Cease Fire – 1997
1997
In 1997, the conflict between the
government and the Khmer Rouge continued, even though clashes became less
intense due to the fact that many KR members had defected.
There were also clashes between the two government coalition parties, the Cambodian People’s Party (CPP) government and the main faction of the FUNCINPEC. On July 7, 1997, Hun Sen, the leader of the CPP, overthrew Prime Minister Norodom Ranariddh in a brutal, bloody coup. Two days of fighting left at least 58 people dead and hundreds wounded. Ranariddh’s forces were overwhelmed. In the days following Ranariddh’s overthrow, Hun Sen’s soldiers hunted down supporters of Ranariddh’s FUNCINPEC party. Several of the victims were apparently tortured before being murdered; four of the bodyguards of Nhiek Bun Chhay, Ranariddh’s top military commander, were found with their eyes gouged out.
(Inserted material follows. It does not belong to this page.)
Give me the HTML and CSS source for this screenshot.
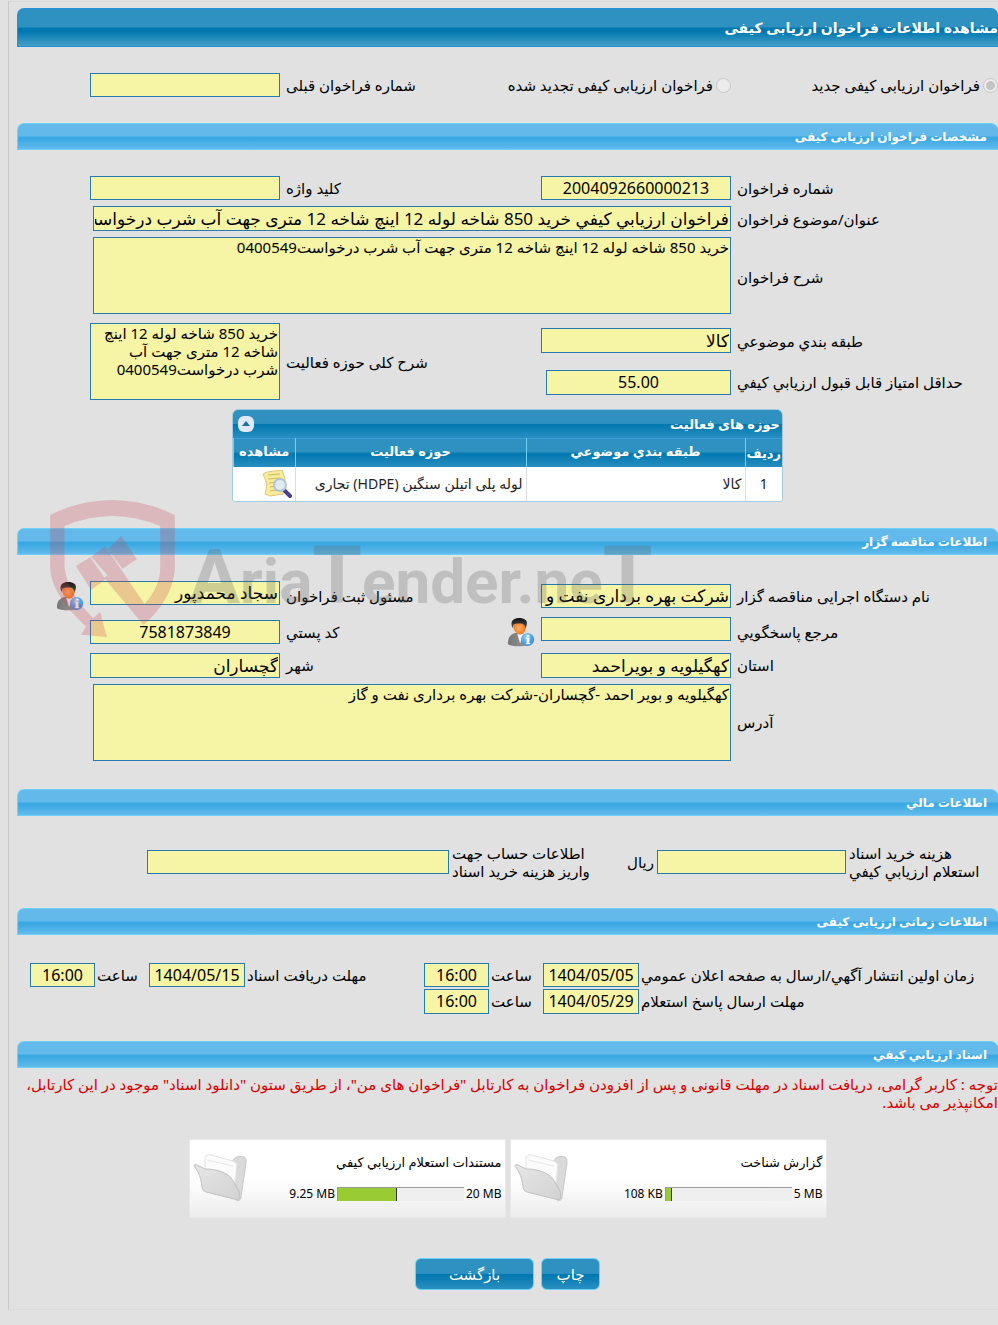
FILE: index.html
```html
<!DOCTYPE html>
<html lang="fa" dir="rtl">
<head>
<meta charset="utf-8">
<meta name="viewport" content="width=device-width, initial-scale=1">
<title>مشاهده اطلاعات فراخوان ارزیابی کیفی</title>
<link rel="stylesheet" href="styles.css">
</head>
<body>
<svg class="defs" aria-hidden="true">
  <defs>
    <linearGradient id="hair" x1="0" y1="0" x2="0" y2="1"><stop offset="0" stop-color="#111"/><stop offset="1" stop-color="#555"/></linearGradient>
    <radialGradient id="face" cx=".45" cy=".5" r=".6"><stop offset="0" stop-color="#ffb060"/><stop offset="1" stop-color="#e8701c"/></radialGradient>
    <linearGradient id="suit" x1="0" y1="0" x2="1" y2="0"><stop offset="0" stop-color="#777"/><stop offset="1" stop-color="#999"/></linearGradient>
    <radialGradient id="info" cx=".4" cy=".3" r=".8"><stop offset="0" stop-color="#8ed0fa"/><stop offset="1" stop-color="#1f7ddb"/></radialGradient>
    <linearGradient id="front" x1="0" y1="0" x2="1" y2="1"><stop offset="0" stop-color="#e6e6e6"/><stop offset="1" stop-color="#d2d2d2"/></linearGradient>
    <symbol id="user" viewBox="0 0 30 32">
      <path d="M1 29c0-6 1-9 7-12h8c5 2 8 5 8 12-5 3-18 3-23 0z" fill="url(#suit)"/>
      <path d="M11 18l3 10 4-10z" fill="#f4f4f4"/>
      <path d="M7 8c0-4 13-4 13 0 1 5-1 10-6 11-5-1-8-6-7-11z" fill="url(#face)"/>
      <path d="M5 9c-1-6 3-8 8-8s10 2 8 8l-1 3c-1-3-2-5-5-5-4 0-6 0-8 1l-1 4z" fill="url(#hair)"/>
      <circle cx="22" cy="24" r="7" fill="url(#info)"/>
      <path d="M21 19h3v2h-3zM20 22h4v6h1v1h-5v-1h1v-5h-1z" fill="#fff"/>
    </symbol>
    <symbol id="folder" viewBox="0 0 54 48">
      <path d="M38 8l4-4c3-2 6-2 9-1 2 1 2 3 2 6l-5 34c0 3-2 4-5 3z" fill="#dadada" stroke="#c8c8c8"/>
      <path d="M12 4c1-3 3-4 6-3l22 6 4 3-3 28-29-22z" fill="#fbfbfb" stroke="#e2e2e2"/>
      <path d="M14 6l26 6" fill="none" stroke="#e8e8e8"/>
      <path d="M1 12c0-1 1-2 3-1l8 4c9 0 16 2 21 5 5 2 8 8 13 17l1 7-2 2-32-8c-3-1-4-3-4-6-1-7-3-14-8-20z" fill="url(#front)" stroke="#c0c0c0"/>
    </symbol>
  </defs>
</svg>
<main class="page">
  <h1 class="title">مشاهده اطلاعات فراخوان ارزیابی کیفی</h1>
  <div class="form type">
    <label class="choice"><input type="radio" name="kind" checked disabled>فراخوان ارزیابی کیفی جدید</label>
    <label class="choice choice-renew"><input type="radio" name="kind" disabled>فراخوان ارزیابی کیفی تجدید شده</label>
    <label class="label label-b" for="prev">شماره فراخوان قبلی</label>
    <input class="field col-b" id="prev" readonly>
  </div>

  <section>
    <h2 class="bar">مشخصات فراخوان ارزیابی کیفی</h2>
    <div class="form specs">
      <label class="label" for="no">شماره فراخوان</label>
      <input class="field num" id="no" value="2004092660000213" readonly>
      <label class="label label-b" for="key">کلید واژه</label>
      <input class="field col-b" id="key" readonly>

      <label class="label" for="subject">عنوان/موضوع فراخوان</label>
      <input class="field tall wide" id="subject" value="فراخوان ارزيابي كيفي خرید 850 شاخه لوله 12 اینچ شاخه 12 متری جهت آب شرب درخواست0400549" readonly>

      <label class="label" for="desc">شرح فراخوان</label>
      <textarea class="field area wide desc" id="desc" readonly>خرید 850 شاخه لوله 12 اینچ شاخه 12 متری جهت آب شرب درخواست0400549</textarea>

      <label class="label" for="cat">طبقه بندي موضوعي</label>
      <input class="field tall" id="cat" value="کالا" readonly>
      <label class="label label-b two-rows" for="scope">شرح کلی حوزه فعالیت</label>
      <textarea class="field area col-b two-rows" id="scope" readonly>خرید 850 شاخه لوله 12 اینچ شاخه 12 متری جهت آب شرب درخواست0400549</textarea>

      <label class="label" for="score">حداقل امتياز قابل قبول ارزيابي كيفي</label>
      <input class="field tall num score" id="score" value="55.00" readonly>
    </div>

    <div class="grid-box">
      <div class="grid-head">
        <h3>حوزه های فعالیت</h3>
        <button type="button" class="fold" aria-label="بستن جدول"><svg viewBox="0 0 16 16"><path d="M4 10h8L8 5z"/></svg></button>
      </div>
      <table class="grid">
        <thead><tr><th class="c-row">ردیف</th><th class="c-cat">طبقه بندي موضوعي</th><th class="c-scope">حوزه فعالیت</th><th>مشاهده</th></tr></thead>
        <tbody><tr><td class="center">1</td><td>کالا</td><td>لوله پلی اتیلن سنگین (HDPE) تجاری</td><td class="view">
          <button type="button" class="icon-btn" aria-label="مشاهده"><svg viewBox="0 0 30 28" width="30" height="28">
            <path d="M1 4L5 2l15-2 3 9-2 15-13 2-5-2 2-10z" fill="#f7eb9c" stroke="#d8c878"/>
            <path d="M6 5l12-1M6 9l13-1M7 13l8-1M8 17l6-1M8 21l6-1" stroke="#d2bb5c"/>
            <path d="M22 20l6 6" stroke="#46408f" stroke-width="4" stroke-linecap="round"/>
            <circle cx="18" cy="15" r="6" fill="#dcebf8" fill-opacity=".9" stroke="#b4c4d8" stroke-width="2"/>
          </svg></button></td></tr></tbody>
      </table>
    </div>
  </section>

  <section class="tender">
    <h2 class="bar">اطلاعات مناقصه گزار</h2>
    <div class="form agency">
      <label class="label" for="org">نام دستگاه اجرایی مناقصه گزار</label>
      <input class="field" id="org" value="شرکت بهره برداری نفت و گاز گچساران" readonly>
      <label class="label label-b" for="officer">مسئول ثبت فراخوان</label>
      <input class="field col-b raised" id="officer" value="سجاد محمدپور" readonly>
      <button type="button" class="icon-btn" aria-label="اطلاعات مسئول"><svg class="user"><use href="#user"/></svg></button>

      <label class="label" for="ref">مرجع پاسخگويي</label>
      <input class="field raised" id="ref" readonly>
      <div class="split">
        <button type="button" class="icon-btn" aria-label="اطلاعات مرجع"><svg class="user"><use href="#user"/></svg></button>
        <label for="zip">کد پستي</label>
      </div>
      <input class="field num col-b" id="zip" value="7581873849" readonly>

      <label class="label" for="state">استان</label>
      <input class="field tall" id="state" value="کهگیلویه و بویراحمد" readonly>
      <label class="label label-b" for="city">شهر</label>
      <input class="field tall col-b" id="city" value="گچساران" readonly>

      <label class="label" for="addr">آدرس</label>
      <textarea class="field area wide" id="addr" readonly>کهگیلویه و بویر احمد -گچساران-شرکت بهره برداری نفت و گاز</textarea>
    </div>
    <div class="watermark" dir="ltr" aria-hidden="true">
      <svg viewBox="60 30 374 411" width="125" height="137">
        <path d="M60 75Q150 30 246 30T434 75V240Q425 330 340 405L222 264 232 256 183 200 225 168 343 342Q390 290 390 235V108Q246 48 103 108V235Q115 315 190 385L210 365 230 441 152 434 168 410Q60 310 60 230Z"/>
        <path d="M137 228L180 202 226 268 183 300ZM233 178L273 138 320 208 277 236Z"/>
      </svg>
      <div class="brand"><span class="cap">A</span>ria<span class="cap-t">T</span>ender.ne<span class="cap-t">T</span></div>
    </div>
  </section>

  <section>
    <h2 class="bar">اطلاعات مالي</h2>
    <div class="money">
      <label class="label" for="cost">هزینه خرید اسناد<br>استعلام ارزيابي كيفي</label>
      <input class="field" id="cost" readonly>
      <span class="label">ریال</span>
      <label class="label" for="account">اطلاعات حساب جهت<br>واریز هزینه خرید اسناد</label>
      <input class="field" id="account" readonly>
    </div>
  </section>

  <section>
    <h2 class="bar">اطلاعات زمانی ارزیابی کیفی</h2>
    <div class="times">
      <label class="label" for="d1">زمان اولين انتشار آگهي/ارسال به صفحه اعلان عمومي</label>
      <input class="field num" id="d1" value="1404/05/05" readonly>
      <label class="label" for="t1">ساعت</label>
      <input class="field num" id="t1" value="16:00" readonly>
      <label class="label" for="d2">مهلت دریافت اسناد</label>
      <input class="field num" id="d2" value="1404/05/15" readonly>
      <label class="label" for="t2">ساعت</label>
      <input class="field num" id="t2" value="16:00" readonly>
      <label class="label first" for="d3">مهلت ارسال پاسخ استعلام</label>
      <input class="field tall num" id="d3" value="1404/05/29" readonly>
      <label class="label" for="t3">ساعت</label>
      <input class="field tall num" id="t3" value="16:00" readonly>
    </div>
  </section>

  <section>
    <h2 class="bar">اسناد ارزيابي كيفي</h2>
    <p class="notice">توجه : کاربر گرامی، دریافت اسناد در مهلت قانونی و پس از افزودن فراخوان به کارتابل "فراخوان های من"، از طریق ستون "دانلود اسناد" موجود در این کارتابل،<br>امکانپذیر می باشد.</p>
    <div class="cards">
      <article class="card">
        <div class="info">
          <span>گزارش شناخت</span>
          <div class="usage"><span dir="ltr">5 MB</span><div class="track" dir="ltr"><div class="fill" style="width:5%"></div></div><span dir="ltr">108 KB</span></div>
        </div>
        <svg class="folder"><use href="#folder"/></svg>
      </article>
      <article class="card">
        <div class="info">
          <span>مستندات استعلام ارزيابي كيفي</span>
          <div class="usage"><span dir="ltr">20 MB</span><div class="track" dir="ltr"><div class="fill" style="width:47%"></div></div><span dir="ltr">9.25 MB</span></div>
        </div>
        <svg class="folder"><use href="#folder"/></svg>
      </article>
    </div>
  </section>
  <div class="actions">
    <button type="button" class="btn">چاپ</button>
    <button type="button" class="btn btn-wide">بازگشت</button>
  </div>
</main>
</body>
</html>
```
FILE: styles.css
```css
* { box-sizing: border-box; }

body {
  margin: 0;
  padding: 1px 0 16px 8px;
  background: #e1e1e1;
  color: #000;
  font: 15px/18px "Noto Sans", "DejaVu Sans", sans-serif;
  overflow-x: hidden;
}

button, input, textarea { font: inherit; }
.defs { position: absolute; width: 0; height: 0; }

.page {
  border: 1px solid #dadada;
  border-left-color: #c8c8c8;
  border-right: 0;
  padding: 6px 0 19px 8px;
}

.title {
  margin: 0;
  height: 39px;
  border: 1px solid #2490dc;
  border-right: 0;
  border-radius: 7px 7px 0 0;
  background: linear-gradient(#2e91bf 0 48%, #0077b0 52%, #0077b0 60%, #459fc6);
  color: #fff;
  font-size: 14px;
  line-height: 37px;
}

.bar {
  margin: 0;
  height: 27px;
  padding: 0 11px;
  border: 1px solid #6fd0f7;
  border-right: 0;
  border-radius: 7px 7px 0 0;
  background: linear-gradient(#63b9ea 0 46%, #3aa9e3 54%, #3aa9e3 60%, #63bbec);
  color: #fff;
  font-size: 12px;
  line-height: 26px;
}

.form {
  display: grid;
  grid-template-columns: 261fr 190px 249fr 190px 67fr;
  gap: 6px;
  align-items: center;
}

.type { padding: 26px 0; }
.specs { padding: 26px 0 9px; }
.agency { padding: 26px 0 28px; }

.label { text-align: left; white-space: nowrap; }
.form .label { grid-column: 1; }
.form .label-b { grid-column: 3; }
.col-b { grid-column: 4; }

.choice { display: flex; align-items: center; gap: 3px; white-space: nowrap; }
.choice-renew { grid-column: 2 / span 2; grid-row: 1; }
.type .label-b, .type .col-b { grid-row: 1; }

.choice input {
  appearance: none;
  width: 15px;
  height: 15px;
  margin: 0;
  border: 1px solid #c8c8c8;
  border-radius: 50%;
  background: #ececec;
}
.choice input:checked { background: radial-gradient(#c4c4c4 4px, #ececec 5px); }

.field {
  width: 100%;
  min-width: 0;
  height: 24px;
  margin: 0;
  padding: 0 1px;
  border: 1px solid #257aae;
  border-radius: 0;
  background: #f6f4a5;
  color: #000;
  font-size: 17px;
  outline: 0;
}
.tall { height: 25px; }
.num { text-align: center; direction: ltr; font-size: 16px; }
.wide { grid-column: 2 / span 3; width: calc(100% - 3px); }
.area { display: block; height: 77px; padding: 0 1px; font-size: 15px; line-height: 18px; resize: none; overflow: hidden; }
.desc { margin-bottom: 3px; }
.two-rows { grid-row: 4 / span 2; }
.score { width: 185px; }
.raised { align-self: start; }

.grid-box {
  width: 551px;
  max-width: 100%;
  margin: 0 auto 26px;
  border: 1px solid #a5cbe2;
  border-radius: 6px 6px 3px 3px;
  overflow: hidden;
}
.grid-head {
  display: flex;
  align-items: center;
  justify-content: space-between;
  height: 28px;
  padding: 0 2px 0 5px;
  background: linear-gradient(#2e91bf 0 48%, #0077b0 52%, #2a8fc0);
  color: #fff;
}
.grid-head h3 { margin: 0; font-size: 13px; }
.fold { width: 16px; height: 16px; padding: 0; border: 0; border-radius: 6px; background: #dfe9f5; }
.fold svg { display: block; fill: #1f6f9f; }

.grid { width: 100%; border-collapse: collapse; table-layout: fixed; background: #fff; color: #222; }
.grid th {
  height: 28px;
  padding: 0 0 4px;
  border-top: 1px solid #3f9fdc;
  border-left: 1px solid #6fd0f7;
  background: linear-gradient(#2e91bf 0 44%, #0077b0 50%, #2a8fc0);
  color: #fff;
  font-size: 13px;
}
.grid td { height: 34px; padding: 0 3px; border-left: 1px solid #ddd; font-size: 14px; }
.grid .center { text-align: center; }
.grid .view { border-left: 0; }
.grid .c-row { width: 37px; padding: 0; }
.c-cat { width: 219px; }
.c-scope { width: 231px; }
.icon-btn { display: block; padding: 0; border: 0; background: none; }
.icon-btn svg { display: block; }
.user { width: 28px; height: 30px; }
.split { display: flex; align-items: center; justify-content: space-between; }

.tender { position: relative; }
.watermark {
  position: absolute;
  left: 33px;
  top: -28px;
  display: flex;
  gap: 14px;
  align-items: flex-end;
  pointer-events: none;
}
.watermark svg { fill: rgba(200, 70, 80, .26); }
.brand {
  padding-bottom: 10px;
  color: rgba(90, 90, 90, .25);
  font: bold 62px/90px Roboto, sans-serif;
}
.cap { font-size: 76px; }
.cap-t { font-size: 80px; }

.money {
  display: grid;
  grid-template-columns: 149fr 189px 25px 174fr 302px 127fr;
  gap: 3px;
  align-items: center;
  padding: 28px 0;
}

.times {
  display: grid;
  grid-template-columns: 357fr 96px 50px 65px 175fr 96px 50px 65px 11fr;
  gap: 2px;
  align-items: center;
  padding: 28px 0 27px;
}
.times .first { grid-column: 1; }

.notice { margin: 0; padding: 7px 0 28px; color: #d80000; white-space: nowrap; }

.cards { display: flex; flex-wrap: wrap; justify-content: center; gap: 4px; }
.card {
  display: flex;
  align-items: center;
  justify-content: space-between;
  width: 317px;
  height: 79px;
  padding: 0 3px;
  border: 1px solid #e8e8e8;
  background: linear-gradient(#fff 50%, #ededed);
  font-size: 13px;
}
.info { display: grid; gap: 14px; }
.usage { display: flex; align-items: center; gap: 2px; font-size: 12px; }
.track { width: 127px; height: 14px; border: 1px solid #999; border-width: 1px 0 0 1px; background: #efefef; }
.fill { height: 100%; background: #9c3; border-right: 1px solid #333; }
.folder { width: 54px; height: 48px; }

.actions { display: flex; justify-content: center; gap: 7px; padding-top: 40px; }
.btn {
  width: 59px;
  height: 32px;
  padding: 0;
  border: 1px solid #6fd0f7;
  border-radius: 6px;
  background: linear-gradient(#2e91bf 0 48%, #0077b0 52%, #2a8fc0);
  color: #fff;
}
.btn-wide { width: 119px; }
```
Nhiek Bun Chhay narrowly escaped. Former Interior Minister, Ho Sok, was shot in the head while in the custody of Hun Sen’s military.1 In late August, “King Sihanouk joined the Association of Southeast Asian Nations (ASEAN) and Prince Ranariddh in calling for peace talks and a mutual ceasefire. Hun Sen refused, claiming the resistance fighters are law-breakers who ought to give up or be apprehended.”2
- Bruce Sharp, “Butchers on a Smaller Scale: Hun Sen and the Cambodian People’s Party,” 1997, accessed July 19, 2010, http://www.mekong.net/cambodia/hun_sen1.htm.
- “Cambodian king talks with new strongman Hun Sen,” Deutsche Presse-Agentur, September 6, 1997.